In the words of the late Chief John Agbor Tabi, “Biya got it all wrong” and the armed conflict in Southern Cameroons has become a millstone around his neck.
The country’s army soldiers can destroy anything that it can see in Southern Cameroons towns and villages, but what it can’t see is the Ambazonia Restoration Forces whose experience and time has given them an upper hand in the conflict.
After four years into the war that is tearing the country apart, Ambazonia Restoration Forces and the Southern Cameroons Interim Government are more committed to the struggle than the regime in Yaoundé ever thought, because for the Biya regime, the Southern Cameroons crisis is just one of many different challenges around the so-called one and indivisible Cameroon.
But for the Ambazonia Restoration Forces, it is the only thing that matters. In this Southern Cameroons crisis, we of the Cameroon Concord News Group believe and fervently too that Biya and his military have the watches, but Amba fighters have the time – an indication that the beleaguered regime in Yaoundé has the military capabilities, but Amba Boys have greater commitment.
This is a synopsis of the Southern Cameroons crisis situation report
•There is a recruitment drive for more gendarmes and soldiers in the country, but the ruling political elite in Yaoundé is concerned that if it recruits more young men from other ethnic groups, there might be a coup against the Biya regime.
• An association (Njangi) of Gendarmerie officers and their wives in Yaoundé has gone from a membership of 210 to 26 as the men have all returned in wooden boxes from Southern Cameroons.

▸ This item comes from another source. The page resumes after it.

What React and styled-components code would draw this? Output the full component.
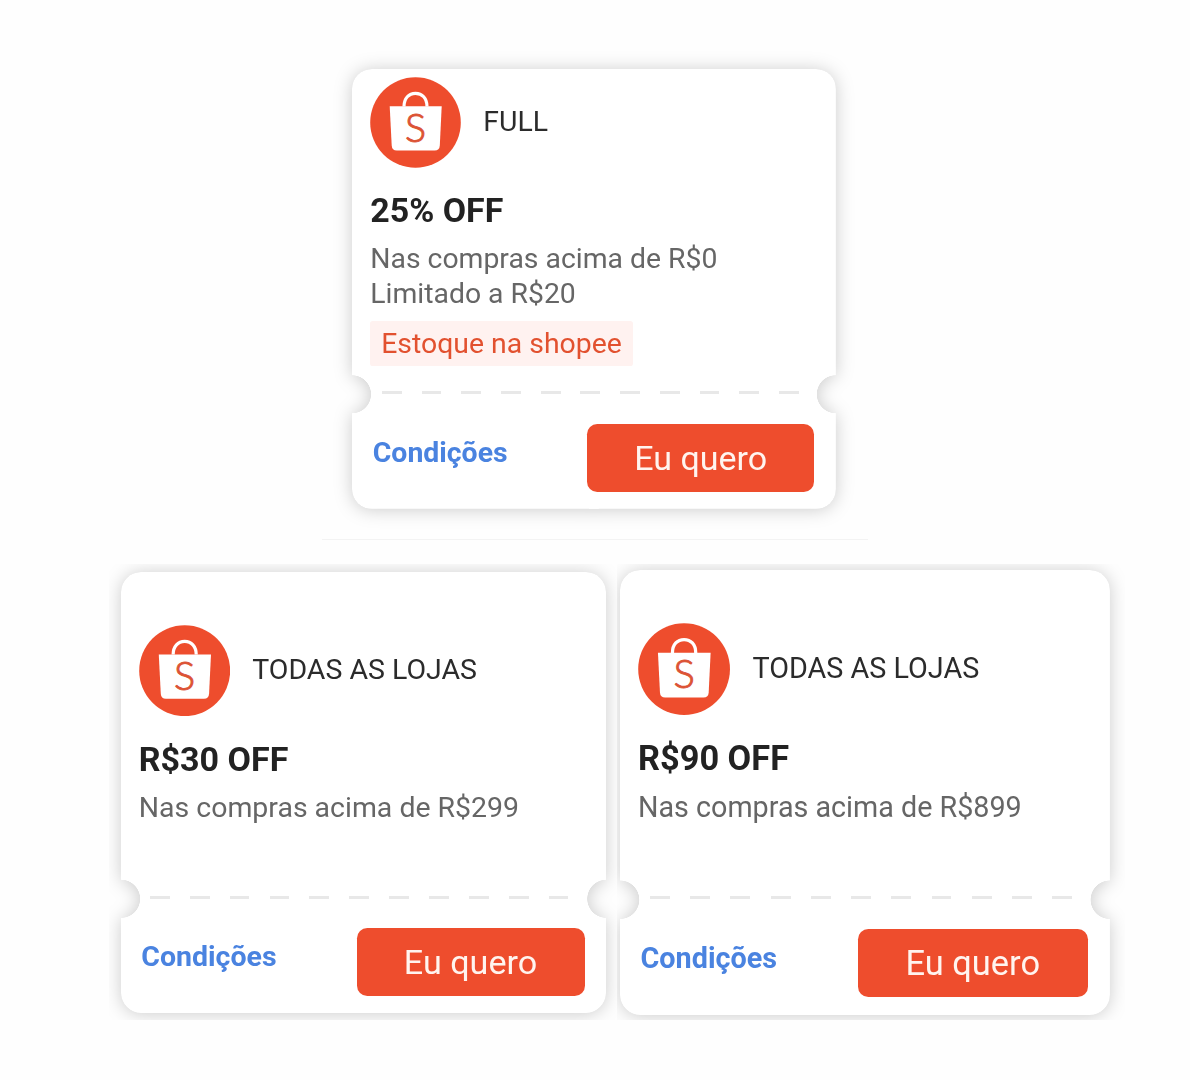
import React from 'react';
import styled, { createGlobalStyle } from 'styled-components';

const GlobalStyle = createGlobalStyle`
  * {
    box-sizing: border-box;
  }
  body {
    margin: 0;
    background: #fefefe;
    font-family: Roboto, 'Liberation Sans', sans-serif;
  }
`;

const Page = styled.main`
  width: 1190px;
  height: 1080px;
  padding-top: 48px;
  display: flex;
  flex-direction: column;
  overflow: hidden;
`;

const Featured = styled.section`
  width: 546px;
  height: 492px;
  margin-left: 322px;
  padding: 21.4px 0 0 30.3px;
  border-bottom: 1px solid #f3f3f3;
`;

const Row = styled.section`
  display: flex;
  margin: 24px 0 0 109px;
`;

const Frame = styled.div`
  width: 508px;
  height: 456px;
  padding: ${p => p.$pad};
  overflow: hidden;
`;

const Shadow = styled.div`
  font-size: ${p => p.$size}px;
  filter: drop-shadow(0 1px 9px rgba(0, 0, 0, 0.2));
`;

// the two radial masks cut the notches out of the sides
const Ticket = styled.article`
  width: 48.35em;
  height: 43.95em;
  display: flex;
  flex-direction: column;
  background: #fff;
  border-radius: 2em;
  mask:
    radial-gradient(circle 1.93em at 0 32.55em, transparent 97%, #000 100%) left / 51% 100% no-repeat,
    radial-gradient(circle 1.93em at 100% 32.55em, transparent 97%, #000 100%) right / 51% 100% no-repeat;
`;

const Info = styled.div`
  height: 30.45em;
  padding-left: 1.8em;
  display: flex;
  flex-direction: column;
  justify-content: center;
  align-items: flex-start;
`;

const Store = styled.div`
  display: flex;
  align-items: center;
  gap: 2.2em;
  color: #2b2b2b;
`;

const LogoSvg = styled.svg`
  width: 9.1em;
  height: 9.1em;
`;

const StoreName = styled.span`
  font-size: 2.84em;
  line-height: 1;
`;

const Discount = styled.h2`
  margin: 0.67em 0 0.33em;
  font-size: 3.39em;
  line-height: 1.176;
  font-weight: 700;
  color: #222;
`;

const Rule = styled.p`
  margin: 0;
  font-size: 2.835em;
  line-height: 1.234;
  color: #666;
`;

const Tag = styled.span`
  margin-top: 0.34em;
  padding: 0 0.385em;
  font-size: 2.84em;
  line-height: 1.585;
  border-radius: 0.1em;
  background: #fff2f0;
  color: #e2512f;
`;

const Perforation = styled.div`
  width: 41.7em;
  height: 0.3em;
  margin: 1.76em 0 0 2.95em;
  background: repeating-linear-gradient(90deg, #e8e8e8 0 1.97em, transparent 1.97em 3.97em);
`;

const Actions = styled.div`
  margin-top: 2.93em;
  padding: 0 2.15em 0 2.05em;
  display: flex;
  justify-content: space-between;
  align-items: flex-start;
`;

const Terms = styled.a`
  font-size: 2.84em;
  line-height: 2.05;
  font-weight: 700;
  color: #4a83e0;
`;

const Button = styled.button`
  width: 6.68em;
  height: 2em;
  padding: 0;
  border: none;
  border-radius: 0.3em;
  background: #ee4d2d;
  color: #fff4ef;
  font-family: inherit;
  font-size: 3.4em;
  cursor: pointer;
`;

const Logo = () => (
  <LogoSvg viewBox="0 0 91 91">
    <circle cx="45.5" cy="45.5" r="45.3" fill="#ee4d2d" />
    <path d="M34 29.5C34 21 39 16.3 45.5 16.3S57 21 57 29.5" fill="none" stroke="#fff" strokeWidth="3.2" />
    <path d="M19.7 29.3H71.7L69.8 68.5Q69.5 73.5 64.7 73.5H26.8Q22 73.5 21.7 68.5Z" fill="#fff" />
    <text
      x="45.5"
      y="64.6"
      textAnchor="middle"
      fontFamily="Lato, sans-serif"
      fontWeight="300"
      fontSize="39.5"
      fill="#dc5335"
      stroke="#dc5335"
      strokeWidth="0.9"
    >
      S
    </text>
  </LogoSvg>
);

const Coupon = ({ size, store, discount, rules, tag }) => (
  <Shadow $size={size}>
    <Ticket>
      <Info>
        <Store>
          <Logo />
          <StoreName>{store}</StoreName>
        </Store>
        <Discount>{discount}</Discount>
        {rules.map(rule => (
          <Rule key={rule}>{rule}</Rule>
        ))}
        {tag && <Tag>{tag}</Tag>}
      </Info>
      <Perforation />
      <Actions>
        <Terms>Condições</Terms>
        <Button type="button">Eu quero</Button>
      </Actions>
    </Ticket>
  </Shadow>
);

const App = () => (
  <>
    <GlobalStyle />
    <Page>
      <Featured>
        <Coupon
          size={10}
          store="FULL"
          discount="25% OFF"
          rules={['Nas compras acima de R$0', 'Limitado a R$20']}
          tag="Estoque na shopee"
        />
      </Featured>
      <Row>
        <Frame $pad="8.2px 0 0 11.7px">
          <Coupon
            size={10.04}
            store="TODAS AS LOJAS"
            discount="R$30 OFF"
            rules={['Nas compras acima de R$299']}
          />
        </Frame>
        <Frame $pad="5.6px 0 0 2.8px">
          <Coupon
            size={10.13}
            store="TODAS AS LOJAS"
            discount="R$90 OFF"
            rules={['Nas compras acima de R$899']}
          />
        </Frame>
      </Row>
    </Page>
  </>
);

export default App;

• Most of those who have been sent to Southern Cameroons have visited their medical doctors and have feigned illnesses to obtain 6-month sick-notes.
• Young recruits are quitting daily.
• Many in the military are now handing themselves in to be imprisoned for 6 months (customary prison term for disobeying war orders) instead of going to Southern Cameroons.
• A Memo has been communicated to the army and gendarmes that should they die in combat, their families would receive CFAF 5 million. This financial incentive has not helped.
• The rank and file in the military knows they can’t win the war, but their bosses are insisting that they fight as they (the bosses) are making a fortune from the war.